В этой истории нет ничего, кроме лошади.

— Написал про клячу и смылся! — молчаливо негодует Веня.

— Автора вызвали на форум, — понимает Несмелов Веню. И кашляет. Он всегда кашляет весною от болей в сердце и цветочной пыли.

— Переводчик у автора на даче. Переводит повесть на русский. А сам укатил к французам.

— А творцы? — не сдается Веня бывшему белорусскому партизану. — Творцы знают, что нету клячи.

— Творцы знают, что пропал Киргизбаев. А теперь уехали к казахам. Он ищет натуру. Она ищет главного героя.

Фамилия оператора Грач, и он похож на Грача птичьим носом, когда, высоко подымая юные волосатые ноги, бродит в шортах по вспаханной земле, свободно переходя этими ногами невидимую границу дружественных республик — Казахстана и Киргизии. За пашней начинались Кумы — пески, — оттуда прилетали черные бури, но сейчас, тогда, было тихое утро, и ничто и никто, кроме товарки с блокнотом, не мог помешать голове Грача, надежно спрятанной в пробковый шлем, думать.

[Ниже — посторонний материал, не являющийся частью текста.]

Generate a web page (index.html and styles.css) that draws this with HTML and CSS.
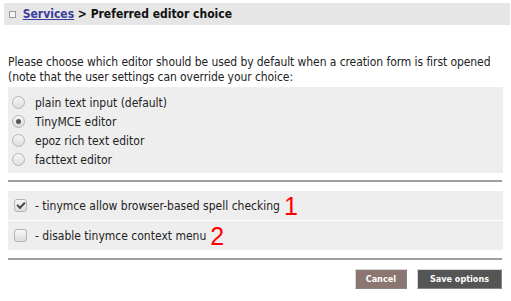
FILE: index.html
```html
<!DOCTYPE html>
<html>
<head>
  <meta charset="UTF-8">
  <title>Preferred editor choice</title>
  <link rel="stylesheet" href="styles.css">
</head>
<body>
  <div class="header">
    <span class="header-icon"></span>
    <a href="#" class="crumb">Services</a> &gt; Preferred editor choice
  </div>

  <form class="prefs">
    <p class="intro">Please choose which editor should be used by default when a creation form is first opened (note that the user settings can override your choice:</p>

    <div class="radio-panel">
      <label class="radio-row"><input type="radio" name="editor"> plain text input (default)</label>
      <label class="radio-row"><input type="radio" name="editor" checked> TinyMCE editor</label>
      <label class="radio-row"><input type="radio" name="editor"> epoz rich text editor</label>
      <label class="radio-row"><input type="radio" name="editor"> facttext editor</label>
    </div>

    <div class="rule"></div>

    <div class="check-list">
      <label class="check-row"><input type="checkbox" checked> - tinymce allow browser-based spell checking <span class="marker">1</span></label>
      <label class="check-row"><input type="checkbox"> - disable tinymce context menu <span class="marker">2</span></label>
    </div>

    <div class="rule"></div>

    <div class="actions">
      <button type="button" class="btn cancel">Cancel</button>
      <button type="button" class="btn save">Save options</button>
    </div>
  </form>
</body>
</html>
```

FILE: styles.css
```css
body {
  margin: 0;
  font-family: "DejaVu Sans Condensed", "DejaVu Sans", Verdana, sans-serif;
  font-size: 12px;
  color: #222;
  background: white;
}

.header {
  margin: 3px 1px 0 4px;
  height: 22px;
  line-height: 22px;
  background: #e6e6e6;
  font-size: 12px;
  font-weight: bold;
  color: #111;
  padding-left: 5px;
}

.header-icon {
  display: inline-block;
  width: 5px;
  height: 5px;
  border: 1px solid #999;
  background: #f4f4f4;
  margin-right: 3px;
}

.crumb {
  color: #3b3b9b;
}

.prefs {
  padding: 0 8px;
}

.intro {
  margin: 30px 0 2px;
  line-height: 15px;
  letter-spacing: -0.08px;
}

.radio-panel {
  background: #eeeeee;
  padding: 6px 0 4px 4px;
}

.radio-row {
  display: flex;
  align-items: center;
  height: 19px;
  gap: 10px;
}

.radio-row input {
  appearance: none;
  margin: 0;
  width: 13px;
  height: 13px;
  border: 1px solid #b4b4b4;
  border-radius: 50%;
  background: linear-gradient(#f6f6f6, #dedede);
  display: grid;
  place-items: center;
}

.radio-row input:checked::after {
  content: "";
  width: 5px;
  height: 5px;
  border-radius: 50%;
  background: #555;
}

.rule {
  height: 2px;
  background: #a0a0a0;
  margin: 7px 1px 0 0;
}

.check-list {
  margin: 9px 0 8px;
}

.check-row {
  display: flex;
  align-items: center;
  height: 29px;
  background: #eeeeee;
  padding-left: 6px;
  gap: 8px;
}

.check-row + .check-row {
  border-top: 1px solid white;
}

.check-row input {
  appearance: none;
  margin: 0;
  width: 13px;
  height: 13px;
  border: 1px solid #b4b4b4;
  border-radius: 3px;
  background: linear-gradient(#f8f8f8, #dcdcdc);
  display: grid;
  place-items: center;
}

.check-row input:checked::after {
  content: "";
  width: 6px;
  height: 3px;
  border-left: 2px solid #444;
  border-bottom: 2px solid #444;
  transform: translateY(-1px) rotate(-45deg);
}

.marker {
  color: #ff0000;
  font-family: "Liberation Sans", Arial, sans-serif;
  font-size: 25px;
  line-height: 20px;
  margin-left: -4px;
}

.actions {
  display: flex;
  justify-content: flex-end;
  gap: 10px;
  margin: 9px 1px 0 0;
}

.btn {
  font-family: "DejaVu Sans Condensed", "DejaVu Sans", Verdana, sans-serif;
  font-size: 9px;
  font-weight: bold;
  color: white;
  height: 20px;
  padding: 0 10px;
  border: 1px solid;
  border-color: #d8d8d8 #888 #888 #d8d8d8;
  cursor: pointer;
}

.cancel {
  background: #8b7672;
}

.save {
  background: #555555;
  padding: 0 12px;
}
```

Грач всматривается в миражи дальнозоркими глазами орла, но не видит ничего, относящегося к его мыслям… Висят над горизонтом зеркальные озера, колышутся рощи. Но явленные чудеса не устраивают оператора из города Харькова. И вечером в культцентре, обклеенном медицинскими плакатами о весеннем наступлении паршады (написано кириллицей), Грач рассказывает чабанам — а он уже выпил водки, и глаза светились — о летающих тарелках и, конечно, о Сайрусе Итоне, американском миллиардере. У Сайруса, как у оператора, птичьи глаза. Выпуклые линзы. Сайрус — инопланетянин. Приезжает в Кремль. Говорит с Хрущевым.